Medical researchers at the University of Edinburgh have shown that chemical particles emitted by diesel exhaust fumes significantly increase the risk of heart attack in otherwise healthy adults.
That’s right, people: in addition to environmentally damaging carbon emissions, political strife, the deaths of hundreds of thousands of soldiers and civilians, the contamination of waterways, and devastating ecological impact (even when things are going “right”, like in Canada) we now have a fresh, new reason to hate big oil.
The research, funded by the British Heart Foundation, showed that it is these tiny diesel particulates, and not the gases, that noticeably impaired the function of small blood vessels and their ability to direct blood flow to the body’s organs (the heart, in particular). These particles can be filtered out of exhaust emissions through the use of particle traps (like those found in AdBlue and Bluetec cars, and those already being retro-fit to public transit vehicles here in the US) but these filters require consistent, expensive maintenance.
Considering the evident health risks, Professor Jeremy Pearson (Associate Medical Director at the British Heart Foundation) believes that policy-makers should clamp down on diesel particle emissions – despite the costs involved – rather sooner than later. “Our research shows that while both gases and particles can affect our blood pressure, it is actually the miniscule chemical particles … that are really harmful. These particles produce highly reactive molecules called free radicals that can injure our blood vessels and lead to vascular disease, … in the future we can try and remove these chemicals, and prevent the health effects of vehicle emissions.”
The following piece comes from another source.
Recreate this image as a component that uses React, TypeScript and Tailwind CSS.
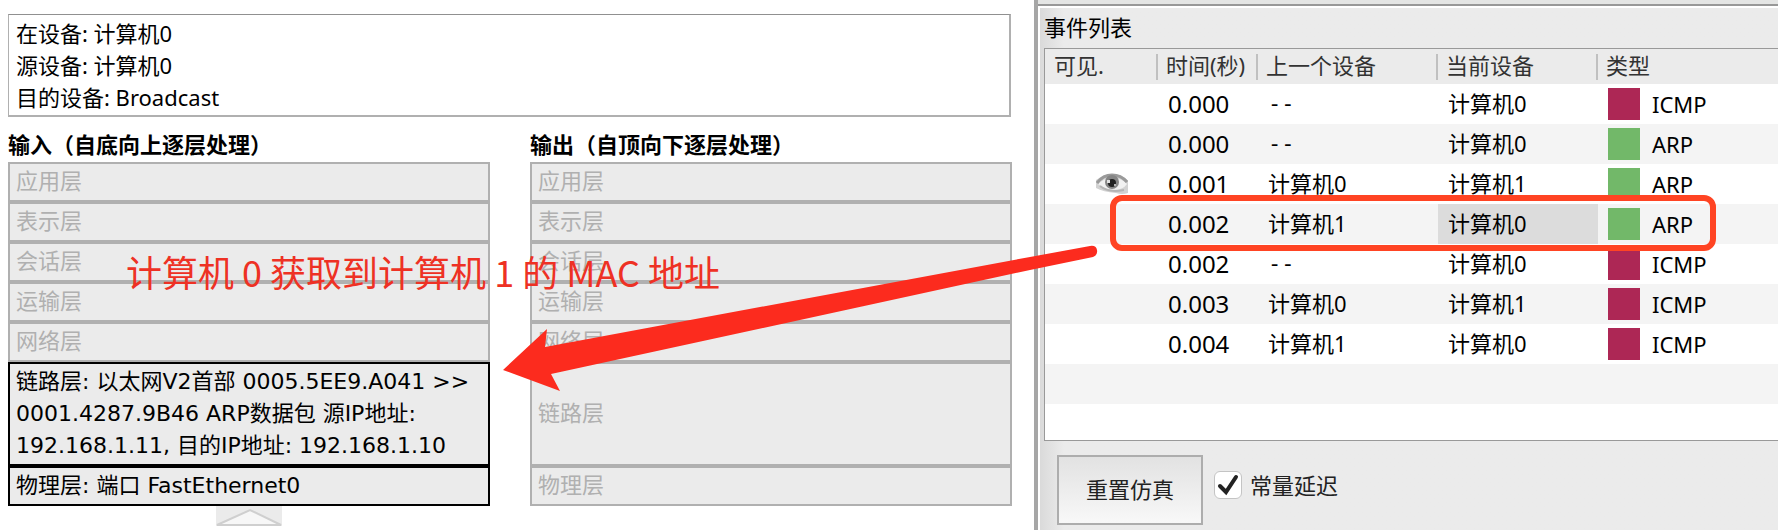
import React from "react";

const uiFont = "font-['Noto_Sans','Noto_Sans_CJK_SC',sans-serif]";
const wideFont = "font-['DejaVu_Sans','Noto_Sans_CJK_SC',sans-serif]";
const dashFont = "font-['DejaVu_Sans_Mono',monospace]";
const noteFont = "font-['Noto_Sans_CJK_SC',sans-serif]";

type LayerItem = { text: string; active?: boolean; tall?: boolean };

const upperLayers: LayerItem[] = [
  { text: "应用层" },
  { text: "表示层" },
  { text: "会话层" },
  { text: "运输层" },
  { text: "网络层" },
];

const inLayers: LayerItem[] = [
  ...upperLayers,
  {
    text: "链路层: 以太网V2首部 0005.5EE9.A041 >> 0001.4287.9B46 ARP数据包 源IP地址: 192.168.1.11, 目的IP地址: 192.168.1.10",
    active: true,
    tall: true,
  },
  { text: "物理层: 端口 FastEthernet0", active: true },
];

const outLayers: LayerItem[] = [...upperLayers, { text: "链路层", tall: true }, { text: "物理层" }];

type SimEvent = { time: string; last: string; at: string; type: "ICMP" | "ARP"; visible?: boolean; selected?: boolean };

const events: SimEvent[] = [
  { time: "0.000", last: "--", at: "计算机0", type: "ICMP" },
  { time: "0.000", last: "--", at: "计算机0", type: "ARP" },
  { time: "0.001", last: "计算机0", at: "计算机1", type: "ARP", visible: true },
  { time: "0.002", last: "计算机1", at: "计算机0", type: "ARP", selected: true },
  { time: "0.002", last: "--", at: "计算机0", type: "ICMP" },
  { time: "0.003", last: "计算机0", at: "计算机1", type: "ICMP" },
  { time: "0.004", last: "计算机1", at: "计算机0", type: "ICMP" },
];

function LayerColumn({ title, layers }: { title: string; layers: LayerItem[] }) {
  return (
    <section className="min-w-0 flex-1">
      <h2 className="h-8 whitespace-nowrap text-[22px] leading-[30px] font-bold">{title}</h2>
      <ul className="mt-[1px]">
        {layers.map((layer) => (
          <li
            key={layer.text}
            className={`flex items-center border-2 bg-[#ebebeb] pl-[6px] text-[22px] leading-8 ${
              layer.tall ? "h-[104px]" : "h-10"
            } ${layer.active ? `border-black text-black ${wideFont}` : "border-[#b0b0b0] pb-1 text-[#b0b0b0]"}`}
          >
            <span>{layer.text}</span>
          </li>
        ))}
      </ul>
    </section>
  );
}

function EyeIcon() {
  return (
    <svg width="32" height="22" viewBox="0 0 32 22" role="img" aria-label="可见" className="ml-auto block">
      <path d="M0 7 Q8 1 16 1 Q26 1 32 8 L32 20 Q26 22 20 20 Q7 19 0 15Z" fill="#d2d2d2" />
      <path d="M2 11 Q8 5 16 5 Q26 5 31 11 Q27 17 17 17 Q8 16 2 11Z" fill="#f1f1f1" />
      <path d="M1 10 Q7 2 16 2 Q25 2 31 9" fill="none" stroke="#9a9a9a" strokeWidth="3" />
      <path d="M4 13 Q12 20 28 17" fill="none" stroke="#b4b4b4" strokeWidth="2" />
      <circle cx="16" cy="9" r="7" fill="#858585" />
      <circle cx="16" cy="10" r="4" fill="#222222" />
      <rect x="11" y="7" width="3" height="3" fill="#e0e0e0" />
      <rect x="18" y="11" width="2" height="2" fill="#b5b5b5" />
    </svg>
  );
}

function HeaderCell({ label, first, last }: { label: string; first?: boolean; last?: boolean }) {
  return (
    <th className="p-0 text-left font-normal">
      <div
        className={`h-[26px] whitespace-nowrap leading-[22px] ${first ? "pl-[9px]" : "pl-2"} ${
          last ? "" : "border-r-2 border-[#c0c0c0]"
        }`}
      >
        {label}
      </div>
    </th>
  );
}

function EventTable() {
  return (
    <div className="h-[393px] overflow-hidden border-t border-b border-l border-[#999999] bg-white">
      <table className="w-full table-fixed border-collapse text-[22px]">
        <colgroup>
          <col className="w-[113px]" />
          <col className="w-[100px]" />
          <col className="w-[180px]" />
          <col className="w-[160px]" />
          <col />
        </colgroup>
        <thead>
          <tr className="h-[35px] bg-[#ebebeb] text-[#333333]">
            <HeaderCell label="可见." first />
            <HeaderCell label="时间(秒)" />
            <HeaderCell label="上一个设备" />
            <HeaderCell label="当前设备" />
            <HeaderCell label="类型" last />
          </tr>
        </thead>
        <tbody>
          {events.map((e, i) => (
            <tr key={i} className="h-10 odd:bg-white even:bg-[#f4f4f4]">
              <td className="p-0 pr-[30px]">{e.visible && <EyeIcon />}</td>
              <td className="p-0 pl-[10px] text-2xl leading-8">{e.time}</td>
              <td className={`p-0 pl-[10px] leading-8 ${e.last === "--" ? dashFont : "pb-[2px]"}`}>{e.last}</td>
              <td className={`p-0 pb-[2px] pl-[10px] leading-8 ${e.selected ? "bg-[#dcdcdc]" : ""}`}>{e.at}</td>
              <td className="p-0 pl-[10px] leading-8">
                <div className="flex items-center gap-3">
                  <span className={`size-8 ${e.type === "ARP" ? "bg-[#72b869]" : "bg-[#ad2755]"}`} />
                  {e.type}
                </div>
              </td>
            </tr>
          ))}
          <tr className="h-10 bg-[#f4f4f4]">
            <td colSpan={5} />
          </tr>
        </tbody>
      </table>
    </div>
  );
}

export default function App() {
  return (
    <div className={`relative overflow-hidden bg-white text-black ${uiFont}`}>
      <div className="grid min-h-screen grid-cols-[1034fr_744fr]">
        <main className="pt-[14px] pr-[22px] pl-2">
          <div className="mr-[1px] h-[103px] border-t border-r-2 border-b-2 border-l border-[#b0b0b0] border-t-[#909090] pt-[2px] pl-[7px] text-[22px] leading-8">
            <p>在设备: 计算机0</p>
            <p>源设备: 计算机0</p>
            <p>目的设备: Broadcast</p>
          </div>
          <div className="mt-3 flex gap-10">
            <LayerColumn title="输入（自底向上逐层处理）" layers={inLayers} />
            <LayerColumn title="输出（自顶向下逐层处理）" layers={outLayers} />
          </div>
          <button type="button" aria-label="收起" className="ml-[208px] block h-5 w-[66px] bg-[#ebebeb]">
            <svg viewBox="0 0 66 20" className="block h-5 w-full">
              <path d="M1 19 L34 4 L65 19Z" fill="#f7f7f7" stroke="#cfcfcf" strokeWidth="2" />
            </svg>
          </button>
        </main>

        <aside className="flex min-w-0 flex-col border-l-4 border-[#a6a6a6] bg-[#ebebeb]">
          <div className="h-[6px] border-b-2 border-[#989898] bg-[#e4e5e4]" />
          <div className="flex-1 border-t-2 border-l-2 border-white bg-linear-to-r from-[#dadada] to-[#ebebeb] to-[24px] pl-1">
            <h2 className="h-10 text-[22px] leading-[38px]">事件列表</h2>
            <EventTable />
            <div className="flex items-start pt-[14px] pl-[13px]">
              <button
                type="button"
                className="h-[70px] w-[146px] border-2 border-[#adadad] bg-linear-to-b from-[#e2e2e2] to-[#f8f8f8] pb-[2px] text-[22px] text-[#222222]"
              >
                重置仿真
              </button>
              <label className="mt-[15px] ml-[11px] flex items-start gap-2 text-[22px] leading-[30px] text-[#222222]">
                <span className="relative mt-[1px] block size-7">
                  <input
                    type="checkbox"
                    defaultChecked
                    className="peer block size-7 appearance-none rounded-md border border-[#c4c4c4] bg-white"
                  />
                  <svg viewBox="0 0 28 28" className="pointer-events-none absolute inset-0 hidden peer-checked:block">
                    <path d="M6 15 L12 21 L22 6" fill="none" stroke="#222222" strokeWidth="4" strokeLinecap="round" />
                  </svg>
                </span>
                常量延迟
              </label>
            </div>
          </div>
        </aside>
      </div>

      <div className="pointer-events-none absolute top-[195px] left-[1110px] h-14 w-[606px] rounded-xl border-[6px] border-[#ff4423]" />
      <p className={`pointer-events-none absolute top-[246px] left-[126px] text-4xl leading-[50px] whitespace-nowrap text-[#ee3124] ${noteFont}`}>
        计算机 0 获取到计算机 1 的 MAC 地址
      </p>
      <svg width="1778" height="530" viewBox="0 0 1778 530" aria-hidden="true" className="pointer-events-none absolute top-0 left-0">
        <path
          d="M503 370 L547 329 L545 347 L1030 257 L1090 246 Q1096 245 1097 250 Q1098 255 1093 257 L1030 270 L551 374 L560 391Z"
          fill="#fc2b1e"
        />
      </svg>
    </div>
  );
}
Dr. Pearson’s team of researchers are now pushing for environmental health measures that are designed to reduce diesel particle emissions in the UK (where diesel cars are significantly more common than in the US) to be tested to determine whether they reduce the incidence of heart attack, as well as greenhouse gasses.
Until that happens, though, Pearson advises that “people with (existing) heart disease should avoid spending long periods outside or in areas where traffic pollution is likely to be high … or near busy roads.”